For more than 30 years, he was No. 1 in the ratings—with 15 to 20 million listeners per week.

No one could talk or think faster than he—for three hours every afternoon five days a week. He spent hours reading and studying for his program—no one was better prepared than he.

He loved to mock the hypocrisies of the left, like the moralizing of Sen. Ted Kennedy, the “Hero of Chappaquiddick,” who savaged Supreme Court Justice nominee Robert Bork on the Senate floor, where he couldn’t be sued for libel.   

Rush was a deeply rooted conservative whose favorite magazine growing up was National Review. For all his fame, he was a humble man who, once invited to have dinner with National Review founder Bill Buckley in his Manhattan townhouse, told the driver to go around the block twice before summoning up the nerve to go inside.

Rush appealed to conservatives of all kinds. When The Heritage Foundation published Bill Bennett’s monograph “The Index of Leading Cultural Indicators,” Rush made it a bestseller with one broadcast—73,000 people contacted Heritage for a copy.

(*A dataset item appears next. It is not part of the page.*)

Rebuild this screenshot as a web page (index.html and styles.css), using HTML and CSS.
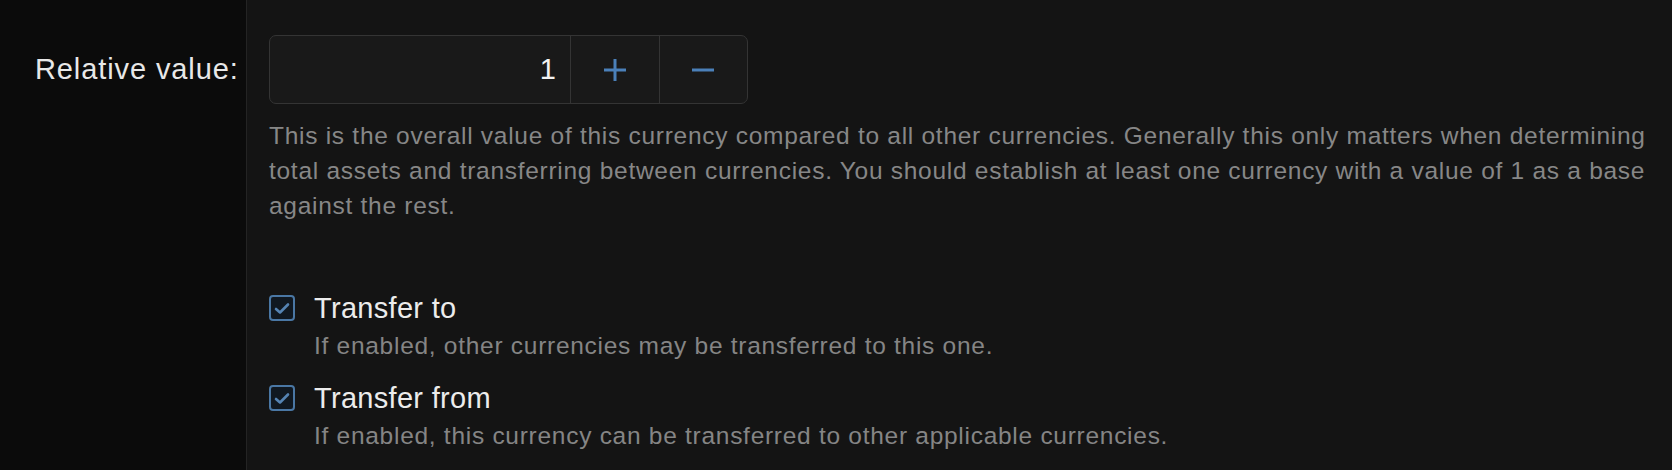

His promotion of Newt Gingrich’s “Contract with America” helped Republicans to gain their first majority in the House of Representatives in 40 years.

Rush understood full well the power of ideas. He saw the importance of the tea party and its Constitution-based populism, and encouraged its members to contact Heritage for a copy of its pocket-size Declaration of Independence and the U.S. Constitution. Heritage sent out nearly 3 million copies in 2009 and 2010. He was impressed with the tea party’s mantra: “Government must tax and spend less.”

When Heritage analyst Brian Riedl documented that the Congressional Budget Office had underestimated President Barack Obama’s 10-year deficit by $7 trillion, Rush read the Riedl report on the air, generating thousands of emails and phone calls to congressional offices.

When liberals tried to increase tax revenues through a value-added tax, conservatives stressed the hidden nature of a VAT and predicted it would not be a substitute for present taxes, but would become an additional tax on the already over-taxed public.

Rush seized on the “hidden” nature of a VAT and helped create the climate that persuaded the Senate to vote 85-13 against a VAT as “harmful” to the nation.      

Whatever the issue—taxes, immigration, education, culture—Rush Limbaugh offered commonsense conservative analysis, along with a slice of satire and some rock ’n’ roll. His voice may be still, but his example continues to inspire radio hosts from coast to coast.